For each line below that includes the word "Output", make a copy.

<<<<

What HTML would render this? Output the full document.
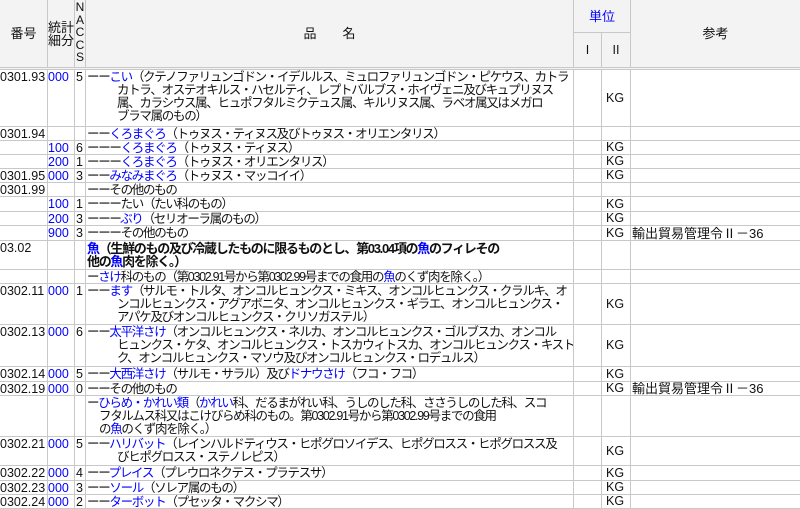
<!DOCTYPE html>
<html><head><meta charset="utf-8"><style>
*{margin:0;padding:0;box-sizing:border-box}
body{width:800px;height:500px;overflow:hidden;background:#fff;font-family:"Liberation Sans","Noto Sans CJK JP",sans-serif;font-size:12px;color:#111;position:relative}
.r{position:absolute;left:0;width:800px;border-bottom:1px solid #c8c8c8}
.c{position:absolute;top:0;bottom:0;border-right:1px solid #c8c8c8;white-space:nowrap;line-height:13px;overflow:hidden}
.a{left:0;width:48px;padding-top:1px;font-size:12.5px}
.b{left:48px;width:27px;color:#00f;padding-top:1px;padding-left:0px;font-size:12.5px}
.n{left:75px;width:11px;padding-top:1px;padding-left:1px;font-size:12.5px}
.d{left:86px;width:488px;padding-top:1px;padding-left:1px;letter-spacing:-1.3px;font-size:12.5px}
.u1{left:574px;width:28px}
.u2{left:602px;width:29px;display:flex;align-items:center;padding-left:4px;font-size:12.5px}
.rf{left:631px;width:169px;border-right:none;display:flex;align-items:center;padding-left:1px}
.i{padding-left:30px}
.bl{color:#00f}
.h{background:#f3f3f3}
.bo{font-weight:bold;font-size:13px}
</style></head><body>
<div class="r h" style="top:0;height:70px;border-bottom:3px double #c8c8c8">
 <div class="c" style="left:0;width:48px;display:flex;align-items:center;justify-content:center;font-size:13px">番号</div>
 <div class="c" style="left:48px;width:27px;display:flex;align-items:center;justify-content:center;line-height:13px;white-space:normal;text-align:center;font-size:13px">統計<br>細分</div>
 <div class="c" style="left:75px;width:11px;text-align:center;line-height:12.5px;padding-top:1px">N<br>A<br>C<br>C<br>S</div>
 <div class="c" style="left:86px;width:488px;display:flex;align-items:center;justify-content:center;font-size:13px">品&emsp;&emsp;名</div>
 <div class="c" style="left:574px;width:57px;height:33px;border-bottom:1px solid #c8c8c8;display:flex;align-items:center;justify-content:center;color:#00f;font-size:13px">単位</div>
 <div class="c" style="left:574px;width:28px;top:33px;display:flex;align-items:center;justify-content:center">Ⅰ</div>
 <div class="c" style="left:602px;width:29px;top:33px;display:flex;align-items:center;justify-content:center">Ⅱ</div>
 <div class="c" style="left:631px;width:169px;border-right:none;display:flex;align-items:center;justify-content:center;font-size:13px">参考</div>
</div>

<div class="r" style="top:70px;height:57px"><div class="c a">0301.93</div><div class="c b">000</div><div class="c n">5</div><div class="c d">ーー<span class="bl">こい</span>（クテノファリュンゴドン・イデルルス、ミュロファリュンゴドン・ピケウス、カトラ・<br><span class="i">カトラ、オステオキルス・ハセルティ、レプトバルブス・ホイヴェニ及びキュプリヌス</span><br><span class="i">属、カラシウス属、ヒュポフタルミクテュス属、キルリヌス属、ラベオ属又はメガロ</span><br><span class="i">ブラマ属のもの）</span></div><div class="c u1"></div><div class="c u2">KG</div><div class="c rf"></div></div>

<div class="r" style="top:127px;height:14px"><div class="c a">0301.94</div><div class="c b"></div><div class="c n"></div><div class="c d">ーー<span class="bl">くろまぐろ</span>（トゥヌス・ティヌス及びトゥヌス・オリエンタリス）</div><div class="c u1"></div><div class="c u2"></div><div class="c rf"></div></div>
<div class="r" style="top:141px;height:14px"><div class="c a"></div><div class="c b">100</div><div class="c n">6</div><div class="c d">ーーー<span class="bl">くろまぐろ</span>（トゥヌス・ティヌス）</div><div class="c u1"></div><div class="c u2">KG</div><div class="c rf"></div></div>
<div class="r" style="top:155px;height:14px"><div class="c a"></div><div class="c b">200</div><div class="c n">1</div><div class="c d">ーーー<span class="bl">くろまぐろ</span>（トゥヌス・オリエンタリス）</div><div class="c u1"></div><div class="c u2">KG</div><div class="c rf"></div></div>
<div class="r" style="top:169px;height:14px"><div class="c a">0301.95</div><div class="c b">000</div><div class="c n">3</div><div class="c d">ーー<span class="bl">みなみまぐろ</span>（トゥヌス・マッコイイ）</div><div class="c u1"></div><div class="c u2">KG</div><div class="c rf"></div></div>
<div class="r" style="top:183px;height:14px"><div class="c a">0301.99</div><div class="c b"></div><div class="c n"></div><div class="c d">ーーその他のもの</div><div class="c u1"></div><div class="c u2"></div><div class="c rf"></div></div>
<div class="r" style="top:197px;height:15px"><div class="c a"></div><div class="c b">100</div><div class="c n">1</div><div class="c d">ーーーたい（たい科のもの）</div><div class="c u1"></div><div class="c u2">KG</div><div class="c rf"></div></div>
<div class="r" style="top:212px;height:14px"><div class="c a"></div><div class="c b">200</div><div class="c n">3</div><div class="c d">ーーー<span class="bl">ぶり</span>（セリオーラ属のもの）</div><div class="c u1"></div><div class="c u2">KG</div><div class="c rf"></div></div>
<div class="r" style="top:226px;height:15px"><div class="c a"></div><div class="c b">900</div><div class="c n">3</div><div class="c d">ーーーその他のもの</div><div class="c u1"></div><div class="c u2">KG</div><div class="c rf" style="font-size:13px">輸出貿易管理令Ⅱ－36</div></div>

<div class="r" style="top:241px;height:29px"><div class="c a">03.02</div><div class="c b"></div><div class="c n"></div><div class="c d bo"><span class="bl">魚</span>（生鮮のもの及び冷蔵したものに限るものとし、第03.04項の<span class="bl">魚</span>のフィレその<br>他の<span class="bl">魚</span>肉を除く。）</div><div class="c u1"></div><div class="c u2"></div><div class="c rf"></div></div>
<div class="r" style="top:270px;height:14px"><div class="c a"></div><div class="c b"></div><div class="c n"></div><div class="c d">ー<span class="bl">さけ</span>科のもの（第0302.91号から第0302.99号までの食用の<span class="bl">魚</span>のくず肉を除く。）</div><div class="c u1"></div><div class="c u2"></div><div class="c rf"></div></div>

<div class="r" style="top:284px;height:41px"><div class="c a">0302.11</div><div class="c b">000</div><div class="c n">1</div><div class="c d">ーー<span class="bl">ます</span>（サルモ・トルタ、オンコルヒュンクス・ミキス、オンコルヒュンクス・クラルキ、オ<br><span class="i">ンコルヒュンクス・アグアボニタ、オンコルヒュンクス・ギラエ、オンコルヒュンクス・</span><br><span class="i">アパケ及びオンコルヒュンクス・クリソガステル）</span></div><div class="c u1"></div><div class="c u2">KG</div><div class="c rf"></div></div>
<div class="r" style="top:325px;height:42px"><div class="c a">0302.13</div><div class="c b">000</div><div class="c n">6</div><div class="c d">ーー<span class="bl">太平洋さけ</span>（オンコルヒュンクス・ネルカ、オンコルヒュンクス・ゴルブスカ、オンコル<br><span class="i">ヒュンクス・ケタ、オンコルヒュンクス・トスカウィトスカ、オンコルヒュンクス・キスト</span><br><span class="i">ク、オンコルヒュンクス・マソウ及びオンコルヒュンクス・ロデュルス）</span></div><div class="c u1"></div><div class="c u2">KG</div><div class="c rf"></div></div>
<div class="r" style="top:367px;height:15px"><div class="c a">0302.14</div><div class="c b">000</div><div class="c n">5</div><div class="c d">ーー<span class="bl">大西洋さけ</span>（サルモ・サラル）及び<span class="bl">ドナウさけ</span>（フコ・フコ）</div><div class="c u1"></div><div class="c u2">KG</div><div class="c rf"></div></div>
<div class="r" style="top:382px;height:14px"><div class="c a">0302.19</div><div class="c b">000</div><div class="c n">0</div><div class="c d">ーーその他のもの</div><div class="c u1"></div><div class="c u2">KG</div><div class="c rf" style="font-size:13px">輸出貿易管理令Ⅱ－36</div></div>
<div class="r" style="top:396px;height:41px"><div class="c a"></div><div class="c b"></div><div class="c n"></div><div class="c d">ー<span class="bl">ひらめ・かれい類</span>（<span class="bl">かれい</span>科、だるまがれい科、うしのした科、ささうしのした科、スコ<br><span style="padding-left:12px">フタルムス科又はこけびらめ科のもの。第0302.91号から第0302.99号までの食用</span><br><span style="padding-left:12px">の<span class="bl">魚</span>のくず肉を除く。）</span></div><div class="c u1"></div><div class="c u2"></div><div class="c rf"></div></div>
<div class="r" style="top:437px;height:29px"><div class="c a">0302.21</div><div class="c b">000</div><div class="c n">5</div><div class="c d">ーー<span class="bl">ハリバット</span>（レインハルドティウス・ヒポグロソイデス、ヒポグロスス・ヒポグロスス及<br><span class="i">びヒポグロスス・ステノレピス）</span></div><div class="c u1"></div><div class="c u2">KG</div><div class="c rf"></div></div>
<div class="r" style="top:466px;height:15px"><div class="c a">0302.22</div><div class="c b">000</div><div class="c n">4</div><div class="c d">ーー<span class="bl">プレイス</span>（プレウロネクテス・プラテスサ）</div><div class="c u1"></div><div class="c u2">KG</div><div class="c rf"></div></div>
<div class="r" style="top:481px;height:14px"><div class="c a">0302.23</div><div class="c b">000</div><div class="c n">3</div><div class="c d">ーー<span class="bl">ソール</span>（ソレア属のもの）</div><div class="c u1"></div><div class="c u2">KG</div><div class="c rf"></div></div>
<div class="r" style="top:495px;height:14px"><div class="c a">0302.24</div><div class="c b">000</div><div class="c n">2</div><div class="c d">ーー<span class="bl">ターボット</span>（プセッタ・マクシマ）</div><div class="c u1"></div><div class="c u2">KG</div><div class="c rf"></div></div>
</body></html>
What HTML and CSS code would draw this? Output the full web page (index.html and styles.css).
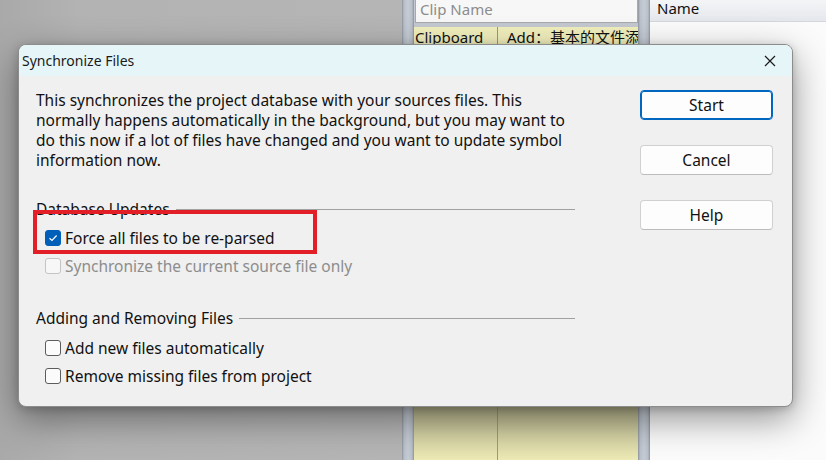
FILE: index.html
```html
<!DOCTYPE html>
<html>
<head>
<meta charset="utf-8">
<link rel="stylesheet" href="styles.css">
</head>
<body>
<div class="desktop">
  <div class="bg-left"></div>
  <div class="splitter"></div>
  <div class="clips">
    <div class="clip-search">Clip Name</div>
    <div class="clip-row">
      <div class="clip-c1">Clipboard</div>
      <div class="clip-c2">Add：基本的文件添加</div>
    </div>
    <div class="clip-fill">
      <div class="clip-c1"></div>
      <div class="clip-c2"></div>
    </div>
  </div>
  <div class="splitter"></div>
  <div class="names">
    <div class="names-head">Name</div>
    <div class="names-body"></div>
  </div>
</div>

<div class="dialog">
  <div class="titlebar">
    <span class="title">Synchronize Files</span>
    <svg class="close" width="12" height="12" viewBox="0 0 12 12"><path d="M1 1L11 11M11 1L1 11" stroke="#1a1a1a" stroke-width="1.2" fill="none"/></svg>
  </div>
  <div class="body">
    <div class="main">
      <p class="intro">This synchronizes the project database with your sources files. This<br>normally happens automatically in the background, but you may want to<br>do this now if a lot of files have changed and you want to update symbol<br>information now.</p>

      <div class="group-head g1"><span>Database Updates</span><i></i></div>
      <label class="row"><span class="cb checked"><svg width="10" height="8" viewBox="0 0 10 8"><path d="M1.5 4.2L4 6.5L8.6 1.5" stroke="#fff" stroke-width="1.2" fill="none"/></svg></span>Force all files to be re-parsed</label>
      <label class="row disabled"><span class="cb"></span>Synchronize the current source file only</label>

      <div class="group-head g2"><span>Adding and Removing Files</span><i></i></div>
      <label class="row"><span class="cb"></span>Add new files automatically</label>
      <label class="row"><span class="cb"></span>Remove missing files from project</label>
    </div>
    <div class="buttons">
      <button class="btn default">Start</button>
      <button class="btn">Cancel</button>
      <button class="btn">Help</button>
    </div>
  </div>
  <div class="highlight"></div>
</div>
</body>
</html>
```
FILE: styles.css
```css
* { box-sizing: border-box; }
html, body { margin: 0; padding: 0; }
body {
  width: 826px;
  height: 460px;
  overflow: hidden;
  position: relative;
  font-family: "Noto Sans", "Noto Sans CJK SC", sans-serif;
  background: #b0b0b0;
}
.desktop {
  display: flex;
  width: 826px;
  height: 460px;
}
.bg-left {
  width: 402px;
  background: linear-gradient(90deg, #a9a9a9 0%, #b3b3b3 20%, #b5b5b5 100%);
}
.splitter {
  width: 12px;
  background: linear-gradient(90deg, #8f949b 0px, #b9c0ca 2px, #c6ccd5 6px, #b9c0ca 10px, #8f949b 12px);
}
.clips {
  width: 224px;
  display: flex;
  flex-direction: column;
  background: #c4c9d1;
}
.clip-search {
  height: 23px;
  margin: 0 0 0 1px;
  background: #f7f7f7;
  border: 1px solid #a9a9a9;
  border-top: none;
  color: #8c8c8c;
  font-size: 15px;
  line-height: 18px;
  padding-left: 4px;
  white-space: nowrap;
}
.clip-row {
  margin-top: 4px;
  height: 20px;
  display: flex;
  background: #f2efbd;
  font-size: 15px;
  line-height: 20px;
  color: #111;
  overflow: hidden;
  white-space: nowrap;
}
.clip-c1 {
  width: 84px;
  border-right: 1px solid #9a9a86;
  padding-left: 1px;
}
.clip-c2 {
  flex: 1;
  padding-left: 9px;
  overflow: hidden;
}
.clip-fill {
  flex: 1;
  display: flex;
  background: linear-gradient(180deg, #f2efbd 0%, #f2efbd 85%, #b6b48d 87%, #edeab6 100%);
}
.names {
  flex: 1;
  display: flex;
  flex-direction: column;
  background: #fbfbfb;
}
.names-head {
  height: 22px;
  background: linear-gradient(180deg, #f4f5f7, #e4e7ec);
  border-bottom: 1px solid #d3d6db;
  font-size: 15px;
  line-height: 16px;
  padding-left: 7px;
  color: #111;
}
.names-body {
  flex: 1;
  background: #fbfbfb;
}

/* dialog */
.dialog {
  position: absolute;
  left: 18px;
  top: 44px;
  width: 775px;
  height: 363px;
  background: #f0f0f0;
  border: 1px solid #8c8c8c;
  border-radius: 8px;
  overflow: hidden;
  box-shadow: 0 12px 36px rgba(0, 0, 0, 0.42), 0 2px 8px rgba(0, 0, 0, 0.18);
}
.titlebar {
  height: 31px;
  background: #e6f6f8;
  display: flex;
  align-items: center;
  justify-content: space-between;
  padding: 0 16px 0 3px;
}
.title {
  font-size: 14px;
  color: #1a1a1a;
}
.close { display: block; }
.body {
  display: flex;
  padding: 14px 0 0 17px;
}
.main {
  width: 539px;
  display: flex;
  flex-direction: column;
  position: relative;
}
.intro {
  margin: 0;
  font-size: 15.5px;
  line-height: 20px;
  color: #111;
  white-space: nowrap;
}
.group-head {
  display: flex;
  align-items: center;
  gap: 6px;
  font-size: 15.5px;
  line-height: 20px;
  color: #111;
}
.group-head i {
  flex: 1;
  height: 1px;
  background: #a0a0a0;
}
.g1 { margin-top: 29px; }
.g2 { margin-top: 28px; }
.row {
  display: flex;
  align-items: center;
  height: 28px;
  padding-left: 9px;
  font-size: 15.5px;
  color: #111;
}
.g1 + .row { margin-top: 5px; }
.g2 + .row { margin-top: 6px; }
.row.disabled { color: #8d8d8d; }
.cb {
  width: 16px;
  height: 16px;
  border: 1px solid #5c5c5c;
  border-radius: 3px;
  background: #fbfbfb;
  margin-right: 4px;
  display: flex;
  align-items: center;
  justify-content: center;
}
.row.disabled .cb {
  border-color: #c4c4c4;
  background: #f7f7f7;
}
.cb.checked {
  background: #005fb8;
  border-color: #005fb8;
}
.buttons {
  margin-left: 65px;
  display: flex;
  flex-direction: column;
  gap: 25px;
}
.btn {
  width: 133px;
  height: 30px;
  border: 1px solid #d0d0d0;
  border-bottom-color: #bcbcbc;
  border-radius: 4px;
  background: #fdfdfd;
  font-family: inherit;
  font-size: 15.5px;
  color: #111;
  padding: 0;
}
.btn.default {
  border: 1px solid #0067c0;
  box-shadow: inset 0 0 0 1px #0067c0;
}
.highlight {
  position: absolute;
  left: 14px;
  top: 165px;
  width: 284px;
  height: 44px;
  border: 4px solid #e21f26;
}
```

>>>>

▸ WORKED ANSWER
What HTML would render this? Output the full document.
What HTML and CSS code would draw this? Output the full web page (index.html and styles.css).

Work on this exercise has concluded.